One way to improve on the current implementation is to move towards an object model that supports having multiple internal representations for the same type of Pkl object. For example, different representations could be used for small, large, and surrogate listings/mappings. Truffle offers special support for implementing such object models.

[translatenix]

Have you considered to preserve the element type of Listing<X> when the listing is amended? Although a breaking change, this doesn't break the common case xs: Listing<X> where xs is repeatedly amended because the property type Listing<X> rules out adding elements of other types. And it's much more space/time efficient because it doesn't require adding another surrogate after every amend.

[bioball]

We've thought about this in the past, but this would be quite limiting on the usage side.

For example:

dogs: Listing<Dog> = new {
  new { breed = "Greyhound" }
}

animals: Listing<Animal> = (dogs) {
  new Horse { ... } // fail; can only add `Dog` here
}

[translatenix]

I wonder how often this occurs in practice, and if something like the following would be acceptable in such cases:

animals: Listing<Animal> = new {
  ...dogs
  new Horse { ... }
}

"obj-surrogate-obj-surrogate-..." is quite an unfortunate data structure to handle the common case.
I think the current surrogate implementation roughly quadruples the memory overhead of listings and mappings in this common case. A deep chain will probably also slow down many operations.

[bioball]

FYI: I'm switching terminology to "delegate" for this, because "surrogate" turned out to be kind of a confusing term when discussing this concept internally. Will update docs.

I don't think this is quite so bad for perf. You only get one delegate per typecast, and in the normal case, this happens infrequently.

Idiomatic Pkl code typically looks like this, where there is a schema, and then data that adheres to the schema:

// MyPeople
people: Listing<Person>

// myData.pkl
amends "MySchema.pkl"

people {
  new { name = "Barney" }
}

This results in only one delegate when myData is eval'd; when people is accessed and cast to Listing<Person> ¹. Creating new members within people here isn't any more expensive than it is today.

There are two cases that I can think of where this might end up being problematic:

1. There are many collections, rather than many members within a collection. E.g. data that ends up looking like [[1], [2], [3], [4], [5]].
2. A type-cast is executed, where the member type is different, and both the original and the casted object are forced (both original and casted receive their own cached members):

   people1: Listing<People> = new { ... }
   people2: Listing<People(lastName == "Smith")> = people1

In any case, I think this is an optimization problem, rather than a problem with the design of the language. Changing this would be a big breaking change, and it would also differ from how this works in most languages (concat/plus usually accepts contravariant members).

Footnotes

1. Note: people { ... } desugars to people = (super.people) { ... }, except we do not type-check when accessing super.people. ↩

[translatenix]

Design and implementation should inform each other.
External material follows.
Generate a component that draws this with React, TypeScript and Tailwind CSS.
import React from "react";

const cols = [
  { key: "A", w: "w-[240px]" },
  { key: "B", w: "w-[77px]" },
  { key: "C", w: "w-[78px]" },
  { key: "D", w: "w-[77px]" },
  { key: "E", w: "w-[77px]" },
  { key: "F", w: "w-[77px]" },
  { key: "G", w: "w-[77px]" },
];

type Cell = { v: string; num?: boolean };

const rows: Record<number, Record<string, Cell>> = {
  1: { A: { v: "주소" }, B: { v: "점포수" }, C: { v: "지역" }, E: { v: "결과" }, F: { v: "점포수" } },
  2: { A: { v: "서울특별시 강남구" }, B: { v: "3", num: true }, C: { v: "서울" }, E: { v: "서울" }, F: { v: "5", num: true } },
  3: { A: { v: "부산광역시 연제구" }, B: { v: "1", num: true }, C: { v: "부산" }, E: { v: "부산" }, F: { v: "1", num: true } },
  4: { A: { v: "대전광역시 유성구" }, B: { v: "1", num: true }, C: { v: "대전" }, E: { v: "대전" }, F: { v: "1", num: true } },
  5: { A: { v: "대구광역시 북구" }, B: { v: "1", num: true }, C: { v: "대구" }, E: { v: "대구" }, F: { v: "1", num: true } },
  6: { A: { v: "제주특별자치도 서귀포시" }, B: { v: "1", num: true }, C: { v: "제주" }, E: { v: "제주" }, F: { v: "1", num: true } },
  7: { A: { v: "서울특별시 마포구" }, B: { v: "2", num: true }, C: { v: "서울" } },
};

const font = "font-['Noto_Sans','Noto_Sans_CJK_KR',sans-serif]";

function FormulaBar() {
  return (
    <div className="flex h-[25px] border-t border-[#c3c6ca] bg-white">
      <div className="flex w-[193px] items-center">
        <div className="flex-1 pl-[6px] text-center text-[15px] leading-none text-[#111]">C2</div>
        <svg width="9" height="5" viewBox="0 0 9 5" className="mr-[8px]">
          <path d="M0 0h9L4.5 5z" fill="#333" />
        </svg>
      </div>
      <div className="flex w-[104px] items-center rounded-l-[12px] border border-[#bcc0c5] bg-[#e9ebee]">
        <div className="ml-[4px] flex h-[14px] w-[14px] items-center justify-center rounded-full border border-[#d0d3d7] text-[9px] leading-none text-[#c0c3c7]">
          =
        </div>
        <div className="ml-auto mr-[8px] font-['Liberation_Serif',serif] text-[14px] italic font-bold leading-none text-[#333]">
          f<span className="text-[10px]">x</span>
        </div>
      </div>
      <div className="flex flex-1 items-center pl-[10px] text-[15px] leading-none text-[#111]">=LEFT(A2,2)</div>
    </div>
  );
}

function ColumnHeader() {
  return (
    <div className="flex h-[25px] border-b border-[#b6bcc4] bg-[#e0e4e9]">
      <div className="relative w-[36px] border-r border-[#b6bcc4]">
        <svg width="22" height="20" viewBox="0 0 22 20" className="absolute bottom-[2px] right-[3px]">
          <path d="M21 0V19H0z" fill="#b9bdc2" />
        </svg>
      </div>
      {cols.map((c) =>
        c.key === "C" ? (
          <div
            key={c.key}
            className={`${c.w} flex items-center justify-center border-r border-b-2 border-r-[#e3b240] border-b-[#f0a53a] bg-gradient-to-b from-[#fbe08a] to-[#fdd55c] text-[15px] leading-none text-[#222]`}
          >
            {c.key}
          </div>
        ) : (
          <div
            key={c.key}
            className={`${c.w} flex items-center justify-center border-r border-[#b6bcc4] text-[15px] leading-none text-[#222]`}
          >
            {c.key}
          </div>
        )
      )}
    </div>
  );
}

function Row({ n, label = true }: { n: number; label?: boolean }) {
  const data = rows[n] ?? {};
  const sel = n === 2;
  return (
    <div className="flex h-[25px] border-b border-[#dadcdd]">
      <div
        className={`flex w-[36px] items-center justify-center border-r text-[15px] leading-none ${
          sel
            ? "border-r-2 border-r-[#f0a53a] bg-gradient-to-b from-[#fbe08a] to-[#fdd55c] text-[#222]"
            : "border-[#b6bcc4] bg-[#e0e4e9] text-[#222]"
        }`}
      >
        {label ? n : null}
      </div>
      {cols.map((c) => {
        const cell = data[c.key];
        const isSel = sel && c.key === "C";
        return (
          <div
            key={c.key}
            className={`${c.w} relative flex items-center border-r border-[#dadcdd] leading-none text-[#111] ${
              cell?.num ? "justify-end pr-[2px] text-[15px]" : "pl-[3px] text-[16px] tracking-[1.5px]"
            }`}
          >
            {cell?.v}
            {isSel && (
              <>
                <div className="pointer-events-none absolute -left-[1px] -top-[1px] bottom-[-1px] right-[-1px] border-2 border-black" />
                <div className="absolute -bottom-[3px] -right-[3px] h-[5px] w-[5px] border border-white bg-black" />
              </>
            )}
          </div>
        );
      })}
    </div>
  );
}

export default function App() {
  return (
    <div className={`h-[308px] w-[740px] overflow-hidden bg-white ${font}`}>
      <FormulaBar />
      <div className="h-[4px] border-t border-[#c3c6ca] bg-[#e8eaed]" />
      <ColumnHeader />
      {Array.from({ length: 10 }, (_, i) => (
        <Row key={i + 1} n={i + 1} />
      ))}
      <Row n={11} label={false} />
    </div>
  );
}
Throwing away all reified type information on every amend is unfortunate from an implementation perspective:

• It is expensive in the common case where a listing is amended and assigned to a property of the same type.
  (Each assignment requires a new delegate.)
• It rules out many potential optimizations, such as using a special representation for Listing<Int>.

The current design also means that bugs can go undetected in programs that aren't fully typed.

Fortunately, accepting this SPICE doesn't rule out giving alternative designs a fair shot later on (before 1.0).

[bioball]

It is expensive in the common case where a listing is amended and assigned to a property of the same type.
(Each assignment requires a new delegate.)

Can you elaborate here? It would be helpful to see a code snippet that demonstrates this.

It rules out many potential optimizations, such as using a special representation for Listing.

I'm not so sure; imagine we have a special representation of Listing<Int> called VmIntListing:

class ListingAmendNode {
  @Specialization
  VmIntListing eval(VmIntListing parent, long[] members) {
    // we can keep the specialized representation 
  }

  @Fallback
  VmListing eval(VmIntListing parent, Object[] members) {
    // need to drop back to generic `VmListing` now
  }
}

Fortunately, accepting this SPICE doesn't rule out giving alternative designs a fair shot later on (before 1.0).

Yup! And this is a orthogonal to this SPICE anyway (how typechecking works vs. how amend is typed).

[translatenix]

Can you elaborate here? It would be helpful to see a code snippet that demonstrates this.

a: Listing<Int> = new { 0 }
b: Listing<Int> = (a) { 1 }
c: Listing<Int> = (b) { 2 }

In the common case that an amended listing is assigned back to a property of the same type (or even the same property), one delegate is created for every amend, doubling the number of VmListing objects.

It gets worse for Listing<Listing<Int>>.

I'm not so sure; imagine we have a special representation of Listing called VmIntListing:

Right, that's exactly what I imagined. My point is that if we have an optimized VmIntListing representation, we likely don't want to have both VmListing and VmIntListing in a parent/delegate chain.